Things don't change too much as we switch graphics cards. The Phenom II X4 does a bit better with the Radeon HD 4890, but that's about the only change.
Left 4 Dead is next. All settings are maxed including Anisotropic Filtering at 16X. V-Sync is disabled and AA is set to 4X MSAA.
These numbers mostly make sense. The i7 870 is the fastest, followed by the i5 750 and the i7 920 - you have turbo to thank for that. The Phenom II is a bit slower and the Core 2 Quad is a lot slower. But by the time you hit 2560 x 1600, all roads lead to around 76 fps.
Similar behavior with ATI hardware, whew.
HAWX is a combat flight simulator that also doubles as a great DX10 benchmark. I ran the DX10 version of the game with all settings at their highest values with the exception of Ambient Occlusion, which was set to "low".
This is another one of those games where the Phenom II pulls ahead of the Nehalem processors even at a supposedly GPU-bound 2560 x 1600 resolution. The advantage isn't huge, about 7% but the Core 2 Quad gives us some indication as to what's going on. The Q9450 actually beats everything here - perhaps it's a large L2 thing? Now look at what happens with a Radeon HD 4890:
The Core 2 Quad still does better than everything else, but pretty much everything converges at the same point. The Phenom II advantage seems to disappear. So far we have HAWX and FarCry 2 exhibiting this behavior. Mental note, next benchmark please.
Our final test is Battleforge, a free to play online card based RTS. I ran with all settings maxed out:
Here we see the opposite happening - the Phenom II X4 965 BE is far slower than anything else at 1680 x 1050. As expected, all CPUs tend to converge at the same point if you crank the resolution up high enough.
Switch graphics cards and the AMD disadvantage actually disappears. It's the opposite of what we've been seeing in games like FarCry 2 and HAWX where switching to an AMD GPU causes the AMD advantage to disappear.
What can we conclude from all of this data? Not much unfortunately. There are a couple of certainties:
1) Even at relatively stressful GPU settings, 1680 x 1050 with 4X AA enabled, some games are still CPU bound. The next-generation of DX11 GPUs will make this even more true.
2) Gaming performance isn't totally clean cut between all of these CPUs. There are situations where Nehalem is faster, Penryn is faster or Phenom II is faster. The trend appears to be that Nehalem is generally the fastest, followed by Phenom II and only rarely does the Core 2 Quad end up on top.
How do I explain the odd behavior that we've seen in some of these games?
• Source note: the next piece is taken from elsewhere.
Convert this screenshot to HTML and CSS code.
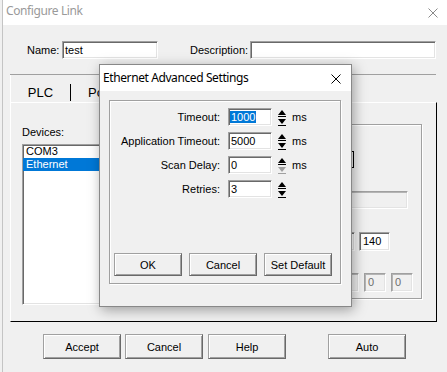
FILE: index.html
```html
<!DOCTYPE html>
<html lang="en">
<head>
    <meta charset="UTF-8">
    <meta name="viewport" content="width=device-width, initial-scale=1.0">
    <title>Configure Link</title>
    <link rel="stylesheet" href="styles.css">
</head>
<body>
    <div class="window">
        <div class="titlebar">
            <span class="title">Configure Link</span>
            <svg class="close" width="10" height="10" viewBox="0 0 10 10"><path d="M0.5 0.5 L9.5 9.5 M9.5 0.5 L0.5 9.5" stroke="#8a8a8a" stroke-width="1" fill="none"/></svg>
        </div>

        <div class="name-row">
            <span class="name-label">Name:</span>
            <div class="edit name-edit">test</div>
            <span class="desc-label">Description:</span>
            <div class="edit desc-edit"></div>
        </div>

        <div class="tabs">
            <div class="tab active">PLC</div>
            <div class="tab-sep"></div>
            <div class="tab">Port</div>
        </div>

        <div class="panel">
            <div class="devices">
                <div class="label">Devices:</div>
                <div class="edit listbox">
                    <div class="item">COM3</div>
                    <div class="item selected">Ethernet</div>
                </div>
            </div>
            <!-- right hand group, mostly hidden by the dialog -->
            <div class="plc-group">
                <div class="prow r1"><div class="bracket"></div></div>
                <div class="prow r2"><div class="edit disabled wide"></div></div>
                <div class="prow r3"><div class="edit part"></div><div class="edit num">140</div></div>
                <div class="prow r4"><div class="edit disabled part"></div><div class="edit disabled tiny">0</div><div class="edit disabled tiny">0</div></div>
            </div>
        </div>

        <div class="buttons">
            <button class="btn main-btn">Accept</button>
            <button class="btn main-btn cancel-btn">Cancel</button>
            <button class="btn main-btn help-btn">Help</button>
            <button class="btn main-btn auto-btn">Auto</button>
        </div>

        <div class="dialog">
            <div class="d-titlebar">
                <span class="d-title">Ethernet Advanced Settings</span>
                <svg class="d-close" width="10" height="10" viewBox="0 0 10 10"><path d="M0.5 0.5 L9.5 9.5 M9.5 0.5 L0.5 9.5" stroke="#000" stroke-width="1" fill="none"/></svg>
            </div>
            <div class="d-body">
                <div class="d-group">
                    <div class="d-fields">
                        <div class="d-row">
                            <span class="d-label">Timeout:</span>
                            <div class="edit spin-edit"><span class="sel">1000</span></div>
                            <svg class="spin" width="10" height="18" viewBox="0 0 10 18">
                                <path d="M1 7 L5 2 L9 7 Z" fill="#000"/>
                                <rect x="1" y="8" width="8" height="1" fill="#000"/>
                                <path d="M1 11 L9 11 L5 16 Z" fill="#000"/>
                                <rect x="1" y="17" width="8" height="1" fill="#000"/>
                            </svg>
                            <span class="unit">ms</span>
                        </div>
                        <div class="d-row">
                            <span class="d-label">Application Timeout:</span>
                            <div class="edit spin-edit">5000</div>
                            <svg class="spin" width="10" height="18" viewBox="0 0 10 18">
                                <path d="M1 7 L5 2 L9 7 Z" fill="#000"/>
                                <rect x="1" y="8" width="8" height="1" fill="#000"/>
                                <path d="M1 11 L9 11 L5 16 Z" fill="#000"/>
                                <rect x="1" y="17" width="8" height="1" fill="#000"/>
                            </svg>
                            <span class="unit">ms</span>
                        </div>
                        <div class="d-row">
                            <span class="d-label">Scan Delay:</span>
                            <div class="edit spin-edit">0</div>
                            <svg class="spin" width="10" height="18" viewBox="0 0 10 18">
                                <path d="M1 7 L5 2 L9 7 Z" fill="#000"/>
                                <rect x="1" y="8" width="8" height="1" fill="#000"/>
                                <path d="M1 11 L9 11 L5 16 Z" fill="#a0a0a0"/>
                                <rect x="1" y="17" width="8" height="1" fill="#a0a0a0"/>
                            </svg>
                            <span class="unit">ms</span>
                        </div>
                        <div class="d-row">
                            <span class="d-label">Retries:</span>
                            <div class="edit spin-edit">3</div>
                            <svg class="spin" width="10" height="18" viewBox="0 0 10 18">
                                <path d="M1 7 L5 2 L9 7 Z" fill="#000"/>
                                <rect x="1" y="8" width="8" height="1" fill="#000"/>
                                <path d="M1 11 L9 11 L5 16 Z" fill="#000"/>
                                <rect x="1" y="17" width="8" height="1" fill="#000"/>
                            </svg>
                        </div>
                    </div>
                    <div class="d-buttons">
                        <button class="btn d-btn">OK</button>
                        <button class="btn d-btn">Cancel</button>
                        <button class="btn d-btn">Set Default</button>
                    </div>
                </div>
            </div>
        </div>
    </div>
</body>
</html>
```

FILE: styles.css
```css
body {
    margin: 0;
    padding: 0;
    background: #f0f0f0;
    font-family: "Liberation Sans", Arial, sans-serif;
    font-size: 11px;
    color: #000;
    overflow: hidden;
}

.window {
    position: relative;
    margin-left: 2px;
    width: 444px;
    height: 372px;
    border-left: 1px solid #c4c4c4;
}

/* title bar */
.titlebar {
    display: flex;
    height: 25px;
    background: #fff;
    padding-left: 3px;
}

.title {
    font-family: "Noto Sans", sans-serif;
    font-size: 12px;
    letter-spacing: -0.4px;
    line-height: 22px;
    color: #9a9a9a;
}

.close {
    margin-left: auto;
    margin-right: 9px;
    margin-top: 8px;
}

/* name / description */
.name-row {
    display: flex;
    align-items: center;
    height: 18px;
    margin-top: 16px;
    padding-left: 24px;
}

.name-label {
    width: 35px;
}

.name-edit {
    width: 96px;
    height: 18px;
}

.desc-label {
    width: 60px;
    margin-left: 32px;
    white-space: nowrap;
}

.desc-edit {
    width: 186px;
    height: 18px;
}

/* sunken edit box */
.edit {
    box-sizing: border-box;
    background: #fff;
    border: 1px solid;
    border-color: #a0a0a0 #fff #fff #a0a0a0;
    box-shadow: inset 1px 1px 0 #696969, inset -1px -1px 0 #e3e3e3;
    padding-left: 2px;
    line-height: 16px;
    white-space: nowrap;
    overflow: hidden;
}

.edit.disabled {
    background: #f0f0f0;
    color: #6d6d6d;
    box-shadow: inset 1px 1px 0 #b4b4b4, inset -1px -1px 0 #e3e3e3;
}

/* tabs */
.tabs {
    display: flex;
    margin-top: 15px;
    margin-left: 7px;
    width: 426px;
    height: 28px;
    box-sizing: border-box;
    border-top: 1px solid #a0a0a0;
}

.tab {
    font-size: 13px;
    line-height: 15px;
    padding-top: 10px;
}

.tab.active {
    width: 60px;
    text-align: center;
    box-sizing: border-box;
    border-left: 1px solid #fff;
}

.tab-sep {
    width: 1px;
    height: 17px;
    margin-top: 9px;
    background: #000;
}

.tab-sep + .tab {
    padding-left: 17px;
}

/* panel */
.panel {
    display: flex;
    box-sizing: border-box;
    margin-left: 7px;
    width: 427px;
    height: 220px;
    border-top: 1px solid #fff;
    border-left: 1px solid #fff;
    border-right: 1px solid #000;
    border-bottom: 1px solid #000;
}

.devices {
    padding-left: 11px;
    padding-top: 23px;
}

.label {
    line-height: 13px;
}

.listbox {
    margin-top: 5px;
    width: 130px;
    height: 161px;
    padding-left: 0;
    line-height: 13px;
}

.item {
    height: 13px;
    padding-left: 3px;
}

.item.selected {
    background: #0078d7;
    color: #fff;
}

.plc-group {
    box-sizing: border-box;
    margin-left: auto;
    margin-right: 14px;
    margin-top: 21px;
    width: 250px;
    height: 175px;
    border: 1px solid #a0a0a0;
    box-shadow: inset 1px 1px 0 #fff, 1px 1px 0 #fff;
}

.prow {
    display: flex;
    justify-content: flex-end;
}

.r1 {
    margin-top: 26px;
    margin-right: 67px;
    height: 17px;
}

.bracket {
    box-sizing: border-box;
    width: 20px;
    height: 17px;
    border: 1px solid #000;
    border-left: none;
}

.r2 {
    margin-top: 23px;
    margin-right: 13px;
}

.wide {
    width: 150px;
    height: 18px;
}

.r3 {
    margin-top: 23px;
    margin-right: 31px;
    gap: 4px;
}

.part {
    width: 40px;
    height: 19px;
}

.num {
    width: 31px;
    height: 19px;
    padding-left: 3px;
    line-height: 17px;
}

.r4 {
    margin-top: 22px;
    margin-right: 8px;
    gap: 5px;
}

.tiny {
    width: 22px;
    height: 19px;
    padding-left: 3px;
    line-height: 17px;
}

/* buttons */
.btn {
    box-sizing: border-box;
    margin: 0;
    padding: 0;
    background: #f0f0f0;
    font-family: "Liberation Sans", Arial, sans-serif;
    font-size: 11px;
    color: #000;
    border: 1px solid;
    border-color: #a0a0a0 #696969 #696969 #a0a0a0;
    box-shadow: inset 1px 1px 0 #fff, inset -1px -1px 0 #a0a0a0;
}

.buttons {
    display: flex;
    margin-top: 12px;
    padding-left: 40px;
}

.main-btn {
    width: 78px;
    height: 25px;
}

.cancel-btn {
    margin-left: 4px;
}

.help-btn {
    margin-left: 5px;
}

.auto-btn {
    margin-left: 42px;
}

/* dialog on top */
.dialog {
    position: absolute;
    left: 96px;
    top: 64px;
    width: 253px;
    height: 243px;
    box-sizing: border-box;
    border: 1px solid #888;
    background: #f0f0f0;
    box-shadow: 2px 3px 12px rgba(0, 0, 0, 0.35);
}

.d-titlebar {
    display: flex;
    height: 26px;
    background: #fff;
    padding-left: 3px;
}

.d-title {
    font-family: "Noto Sans", sans-serif;
    font-size: 12px;
    letter-spacing: -0.4px;
    line-height: 25px;
}

.d-close {
    margin-left: auto;
    margin-right: 10px;
    margin-top: 9px;
}

.d-body {
    padding-top: 9px;
    padding-left: 9px;
}

.d-group {
    box-sizing: border-box;
    width: 232px;
    height: 184px;
    padding-top: 7px;
    border: 1px solid #a0a0a0;
    box-shadow: inset 1px 1px 0 #fff, 1px 1px 0 #fff;
}

.d-row {
    display: flex;
    align-items: center;
    height: 18px;
    margin-bottom: 6px;
}

.d-row:last-child {
    margin-bottom: 0;
}

.d-label {
    width: 110px;
    margin-right: 8px;
    text-align: right;
    white-space: nowrap;
}

.spin-edit {
    width: 44px;
    height: 18px;
}

.sel {
    background: #0078d7;
    color: #fff;
    margin-left: -1px;
    padding: 0 1px;
}

.spin {
    margin-left: 5px;
}

.unit {
    margin-left: 5px;
}

.d-buttons {
    display: flex;
    gap: 7px;
    margin-top: 55px;
    padding-left: 4px;
}

.d-btn {
    width: 68px;
    height: 23px;
}
```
Honestly, I'm not sure if there's any one explanation. What appears to happen is a perfect storm of CPU power, GPU power, GPU drivers, cache sizes, clock speeds and instruction mix. In some cases it looks to be cache related as the Core 2 and Phenom II both do very well and have a noticeably larger L2 than Nehalem, but in other cases it's much more difficult to explain by any one variable. The fact that the situation changes almost entirely when switching to ATI hardware is what makes me believe the GPU driver is playing some role in all of this.
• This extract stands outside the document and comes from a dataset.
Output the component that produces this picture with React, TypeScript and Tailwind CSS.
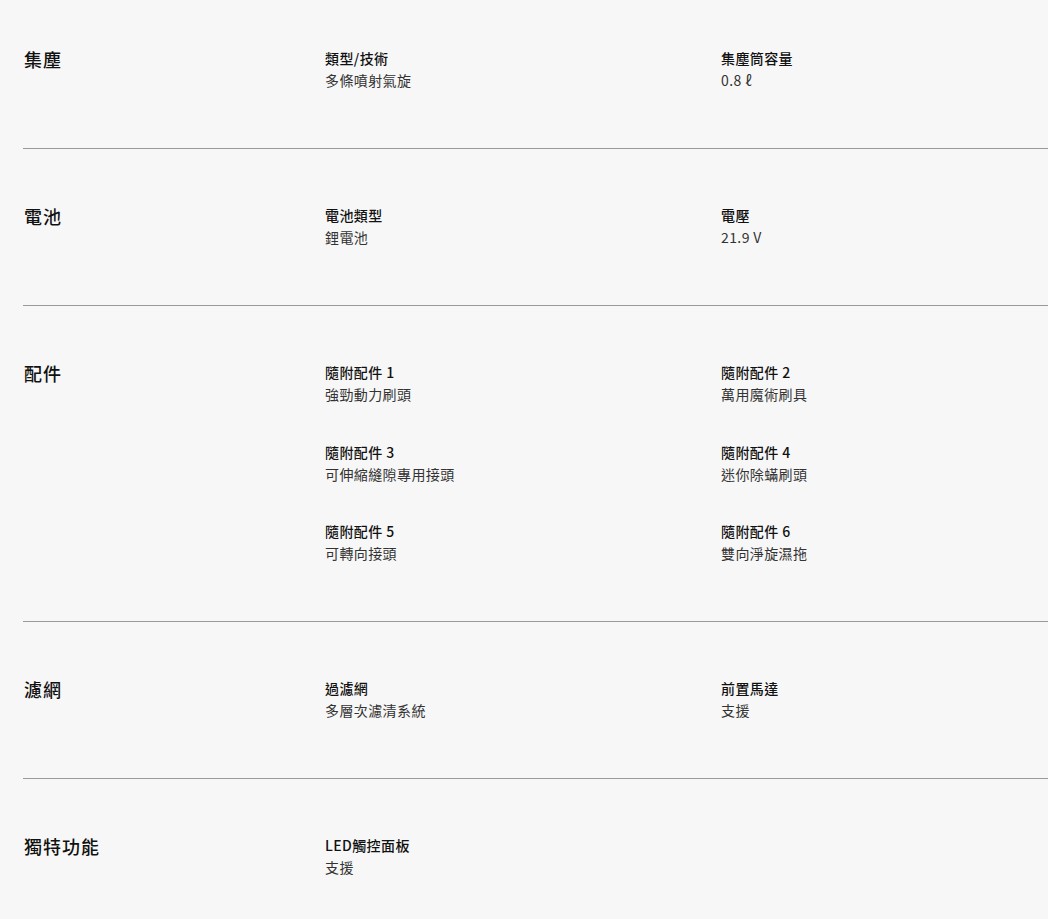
import React from "react";

type Spec = { label: string; value: string };
type Section = { title: string; specs: Spec[] };

const sections: Section[] = [
  {
    title: "集塵",
    specs: [
      { label: "類型/技術", value: "多條噴射氣旋" },
      { label: "集塵筒容量", value: "0.8 ℓ" },
    ],
  },
  {
    title: "電池",
    specs: [
      { label: "電池類型", value: "鋰電池" },
      { label: "電壓", value: "21.9 V" },
    ],
  },
  {
    title: "配件",
    specs: [
      { label: "隨附配件 1", value: "強勁動力刷頭" },
      { label: "隨附配件 2", value: "萬用魔術刷具" },
      { label: "隨附配件 3", value: "可伸縮縫隙專用接頭" },
      { label: "隨附配件 4", value: "迷你除蟎刷頭" },
      { label: "隨附配件 5", value: "可轉向接頭" },
      { label: "隨附配件 6", value: "雙向淨旋濕拖" },
    ],
  },
  {
    title: "濾網",
    specs: [
      { label: "過濾網", value: "多層次濾清系統" },
      { label: "前置馬達", value: "支援" },
    ],
  },
  {
    title: "獨特功能",
    specs: [{ label: "LED觸控面板", value: "支援" }],
  },
];

const font = "font-['Noto_Sans_CJK_TC','Noto_Sans',sans-serif]";

export default function App() {
  return (
    <div className={`min-h-screen w-full bg-[#f7f7f7] pl-[23px] ${font}`}>
      {sections.map((section, i) => (
        <div
          key={section.title}
          className={`grid grid-cols-[302px_396px_1fr] ${
            i === 0 ? "pt-[47px]" : "pt-[55px]"
          } pb-[57px] ${i < sections.length - 1 ? "border-b border-[#9a9a9a]" : ""}`}
        >
          {/* Section title */}
          <div className="pl-px text-[18px] leading-[24px] font-medium tracking-[1px] text-[#111]">
            {section.title}
          </div>

          {/* Spec items, two per row */}
          <div className="col-span-2 grid grid-cols-[396px_1fr] gap-y-[35.5px]">
            {section.specs.map((spec) => (
              <div key={spec.label}>
                <div className="text-[14px] leading-[22px] font-medium tracking-[0.4px] text-[#111]">
                  {spec.label}
                </div>
                <div className="text-[14px] leading-[22px] font-normal tracking-[0.4px] text-[#333]">
                  {spec.value}
                </div>
              </div>
            ))}
          </div>
        </div>
      ))}
    </div>
  );
}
Ultimately it's not a big (or consistent) enough of an issue to get too worked up about, but it's definitely something real and not just a figment of testbed imagination. I've shared all of my data with hopes of figuring out exactly what's going on, but as I mentioned in my Lynnfield review - not all applications/games are going to play out the same way. I'll update you if I do find anything out.